**Job:**
From the entries below, reproduce exactly the lines from the one with "Emit a single-file" through the one with "you working on?</h1>", both included, without images.

**Exercise data:**
········

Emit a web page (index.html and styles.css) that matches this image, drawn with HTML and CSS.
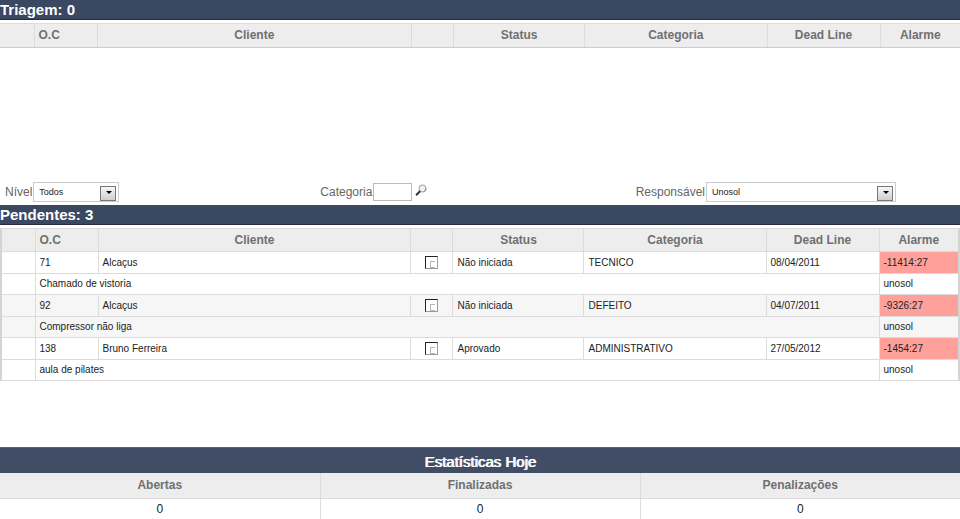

········

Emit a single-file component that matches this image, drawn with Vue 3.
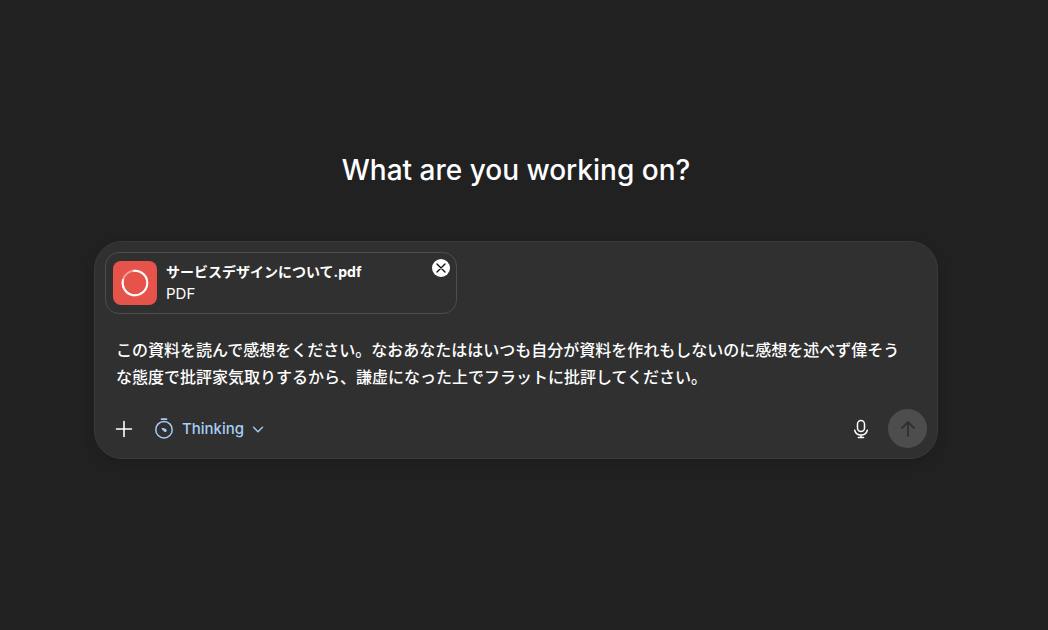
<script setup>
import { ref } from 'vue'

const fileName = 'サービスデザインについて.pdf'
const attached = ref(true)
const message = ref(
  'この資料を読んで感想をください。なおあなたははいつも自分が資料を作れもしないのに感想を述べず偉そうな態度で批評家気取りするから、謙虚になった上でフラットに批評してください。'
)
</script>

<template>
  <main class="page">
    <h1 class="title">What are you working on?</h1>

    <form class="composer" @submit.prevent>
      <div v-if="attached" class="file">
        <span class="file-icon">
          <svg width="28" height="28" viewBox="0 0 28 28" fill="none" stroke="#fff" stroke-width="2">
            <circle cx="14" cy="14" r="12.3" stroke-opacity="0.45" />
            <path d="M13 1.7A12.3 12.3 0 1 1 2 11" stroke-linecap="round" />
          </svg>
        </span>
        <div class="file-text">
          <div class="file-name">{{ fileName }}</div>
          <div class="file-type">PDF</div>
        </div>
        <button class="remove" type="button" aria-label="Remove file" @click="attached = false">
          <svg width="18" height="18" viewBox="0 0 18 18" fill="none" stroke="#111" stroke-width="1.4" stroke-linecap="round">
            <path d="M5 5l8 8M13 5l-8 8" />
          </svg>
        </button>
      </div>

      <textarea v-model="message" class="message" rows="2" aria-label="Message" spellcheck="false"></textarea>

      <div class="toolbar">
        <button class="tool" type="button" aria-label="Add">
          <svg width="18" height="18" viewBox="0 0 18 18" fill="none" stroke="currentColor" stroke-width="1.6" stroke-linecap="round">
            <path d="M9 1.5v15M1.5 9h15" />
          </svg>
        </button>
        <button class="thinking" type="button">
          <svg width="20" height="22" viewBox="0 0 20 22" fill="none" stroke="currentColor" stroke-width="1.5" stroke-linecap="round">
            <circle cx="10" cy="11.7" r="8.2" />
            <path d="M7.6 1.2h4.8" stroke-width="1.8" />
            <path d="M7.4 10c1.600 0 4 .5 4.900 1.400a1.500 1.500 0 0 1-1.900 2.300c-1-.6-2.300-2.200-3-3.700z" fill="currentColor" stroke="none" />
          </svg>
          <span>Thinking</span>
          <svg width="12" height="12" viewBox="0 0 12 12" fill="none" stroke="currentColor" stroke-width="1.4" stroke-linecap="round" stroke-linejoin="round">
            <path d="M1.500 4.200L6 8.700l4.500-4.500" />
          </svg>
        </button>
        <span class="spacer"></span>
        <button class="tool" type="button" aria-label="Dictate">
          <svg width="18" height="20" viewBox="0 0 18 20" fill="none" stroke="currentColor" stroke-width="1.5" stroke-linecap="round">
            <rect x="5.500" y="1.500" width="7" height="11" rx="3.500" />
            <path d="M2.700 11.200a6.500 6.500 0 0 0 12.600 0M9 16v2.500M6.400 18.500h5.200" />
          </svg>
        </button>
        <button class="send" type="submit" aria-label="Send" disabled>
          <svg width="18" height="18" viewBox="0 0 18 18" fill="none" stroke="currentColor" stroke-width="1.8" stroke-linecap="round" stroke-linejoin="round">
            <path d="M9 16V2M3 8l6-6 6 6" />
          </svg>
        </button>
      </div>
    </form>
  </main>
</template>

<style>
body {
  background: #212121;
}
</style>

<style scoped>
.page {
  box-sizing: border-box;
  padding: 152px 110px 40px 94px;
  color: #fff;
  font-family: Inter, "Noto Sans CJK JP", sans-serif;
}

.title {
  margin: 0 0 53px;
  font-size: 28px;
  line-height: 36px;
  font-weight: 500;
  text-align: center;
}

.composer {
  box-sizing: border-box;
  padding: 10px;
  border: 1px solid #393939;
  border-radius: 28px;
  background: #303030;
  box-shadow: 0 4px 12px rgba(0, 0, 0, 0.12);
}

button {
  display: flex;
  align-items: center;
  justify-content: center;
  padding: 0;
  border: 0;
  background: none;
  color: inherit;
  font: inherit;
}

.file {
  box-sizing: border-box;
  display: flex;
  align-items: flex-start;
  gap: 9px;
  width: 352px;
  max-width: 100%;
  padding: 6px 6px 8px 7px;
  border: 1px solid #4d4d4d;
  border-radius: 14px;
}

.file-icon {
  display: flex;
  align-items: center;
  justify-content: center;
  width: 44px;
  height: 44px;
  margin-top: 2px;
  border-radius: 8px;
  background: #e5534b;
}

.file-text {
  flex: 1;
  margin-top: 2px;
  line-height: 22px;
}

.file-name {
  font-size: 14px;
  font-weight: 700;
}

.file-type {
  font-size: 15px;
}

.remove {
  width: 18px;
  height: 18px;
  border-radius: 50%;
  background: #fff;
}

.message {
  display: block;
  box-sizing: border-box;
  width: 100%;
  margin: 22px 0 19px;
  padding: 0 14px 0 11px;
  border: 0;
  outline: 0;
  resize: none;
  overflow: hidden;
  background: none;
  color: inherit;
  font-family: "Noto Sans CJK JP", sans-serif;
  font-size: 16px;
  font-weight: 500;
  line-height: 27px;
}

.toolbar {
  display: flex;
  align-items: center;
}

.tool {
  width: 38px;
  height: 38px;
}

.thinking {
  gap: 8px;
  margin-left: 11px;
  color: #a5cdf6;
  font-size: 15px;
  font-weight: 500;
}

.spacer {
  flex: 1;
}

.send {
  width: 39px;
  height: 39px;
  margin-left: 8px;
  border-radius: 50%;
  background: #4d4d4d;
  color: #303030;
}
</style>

········

**Answer to the problem:**
Emit a single-file component that matches this image, drawn with Vue 3.
<script setup>
import { ref } from 'vue'

const fileName = 'サービスデザインについて.pdf'
const attached = ref(true)
const message = ref(
  'この資料を読んで感想をください。なおあなたははいつも自分が資料を作れもしないのに感想を述べず偉そうな態度で批評家気取りするから、謙虚になった上でフラットに批評してください。'
)
</script>

<template>
  <main class="page">
    <h1 class="title">What are you working on?</h1>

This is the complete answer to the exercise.